Positif n’est pas français

Il faut croire que tant qu’un artiste n’aura pas réussi à ramener le microphone de cristal à la maison, l’Eurovision souffrira de son image de vilan petit canard du Paysage audiovisuel français. En 2021, la médaille d’argent de Barbara Pravi a été entachée par des accusations de consommation de stupéfiants envers les Italiens de Måneskin.

Cette année, la cocotte médiatique dans laquelle mijotaient les spéculations envers La Zarra a explosé dès le lendemain de la finale. L’Eurofan assumé, et souvent encensé pour ses avis mesurés, Fabien Randanne parle même d’un “gâchis annoncé”.

Changement d’ambiance en Espagne. Malgré sa 17e place et son flop au télévote, l’artiste Blanca Paloma assume ses partis pris artistiques lors d’une conférence de presse organisée par la RTVE. Plus surprenant encore, l’artiste valencienne est accueillie en grandes pompes avec un concert organisé en son honneur à Madrid.

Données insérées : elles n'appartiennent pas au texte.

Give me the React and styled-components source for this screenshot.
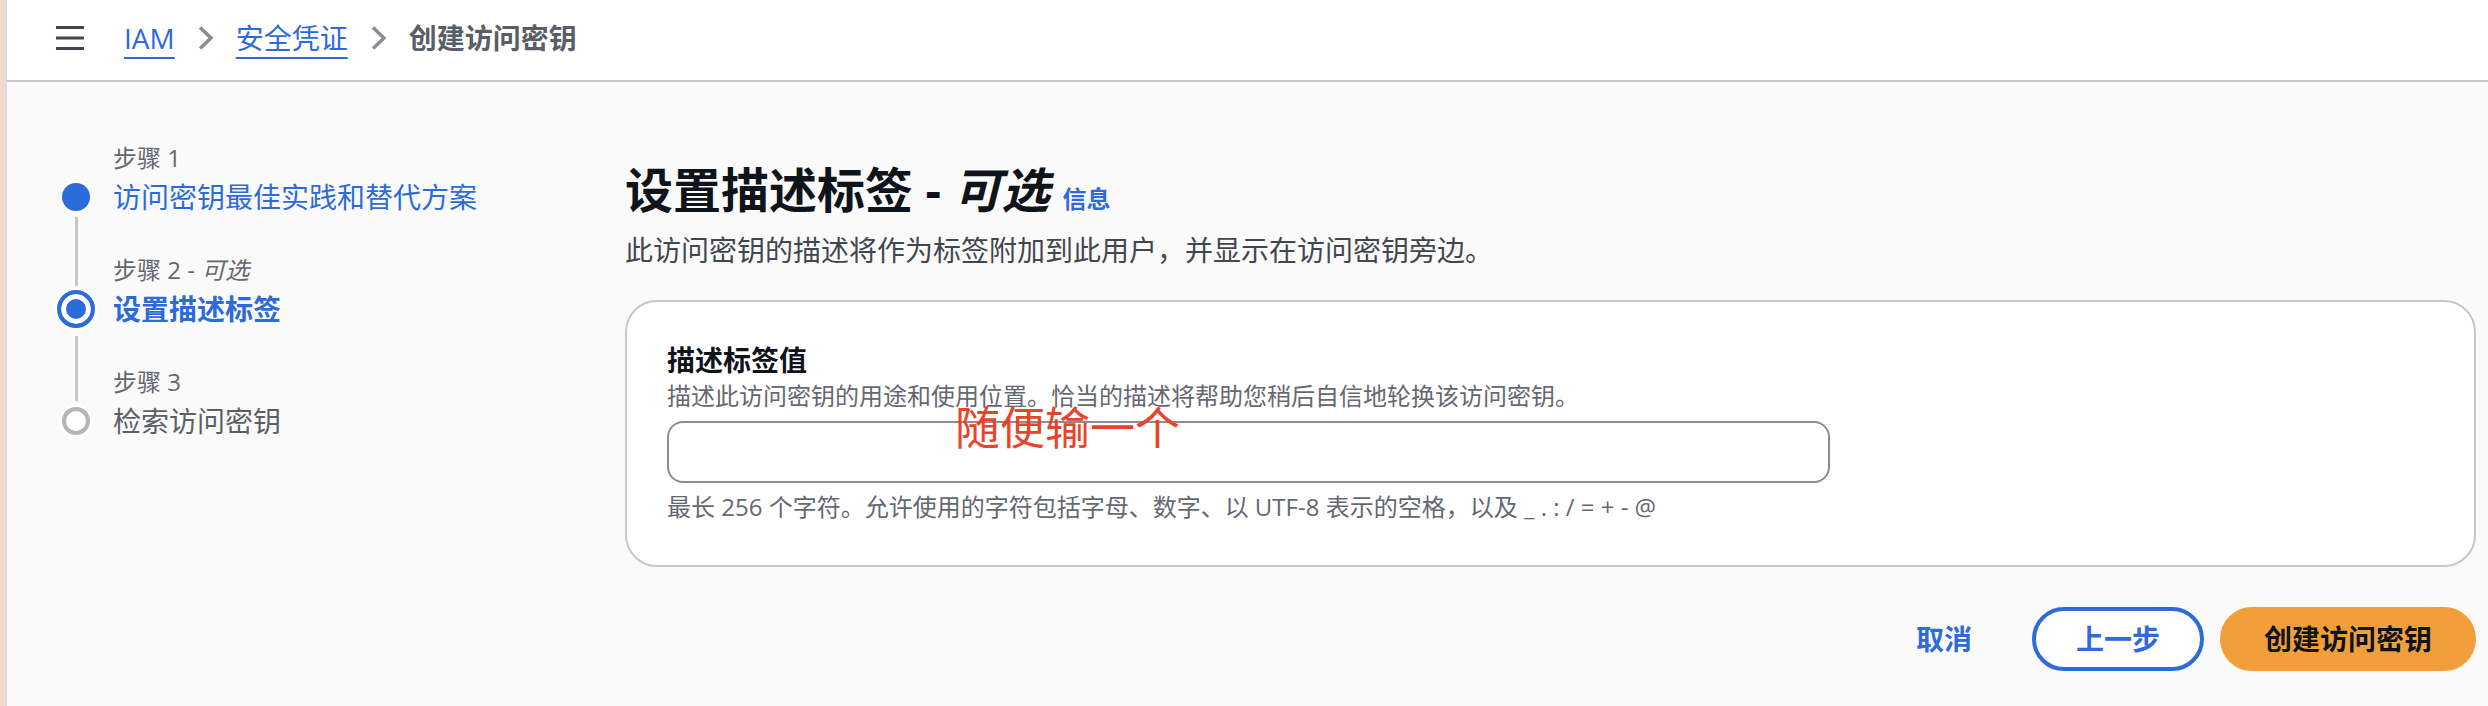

Comment rallumer le Fuego ?

Comme dirait la chanteuse-montagne Julia Salomoyova représentante de la Russie en 2018, “After the night, there’s a light”. En d’autres termes, certains signes peuvent montrer que les choses sont en train de changer au pays de l’increvable Marie Myriam.

Si Euphoria et Fuego devenus des tubes dans tout l’Europe ont été boudés en France, des chansons comme Arcade ou Snap cartonnent chez nous sur les plateformes de streaming. Il en est de même pour Voilà ou Mercy qui ont marqué la pop tricolore l’année de leur sortie.

De plus, la France peut s’enorgueillir de briller au Concours Eurovision Junior de la chanson avec quatre podiums ces cinq dernières années, dont deux victoires. Quant à Bim bam toi de Carla, seule chanson a ne pas avoir atteint le Top 3, elle s’est octroyé le titre de chanson la plus streamée de l’Histoire de la compétition junior.

Enfin, certains artistes confirmés sont prêts à se frotter à ces véritables JO de la chanson. Ainsi, cette année, Slimane et Anne Sila auraient proposé leurs services avant d’être écartés au profit de La Zarra.

S’ils sont sélectionnés à l’avenir, ils suivraient alors les pas de Noa Kirel, pop star la plus adulée d’Israël, et candidate à l’Eurovision 2023. L’interprète d’Unicorn a relevé le défi pas gagné d’avance pour se faire connaître à l’international et s’en est sortie avec une honorable 3e place.

Même s’il ne s’agit pas d’une solution miracle, la présence d’un artiste confirmé pourrait permettre de susciter de l’intérêt pour le Concours et apporter un package artistique plus assumé que les pétards mouillés de ces deux précédentes éditions.

Reste à savoir qui aura la lourde tâche de représenter “la grande France” en Suède l’année prochaine.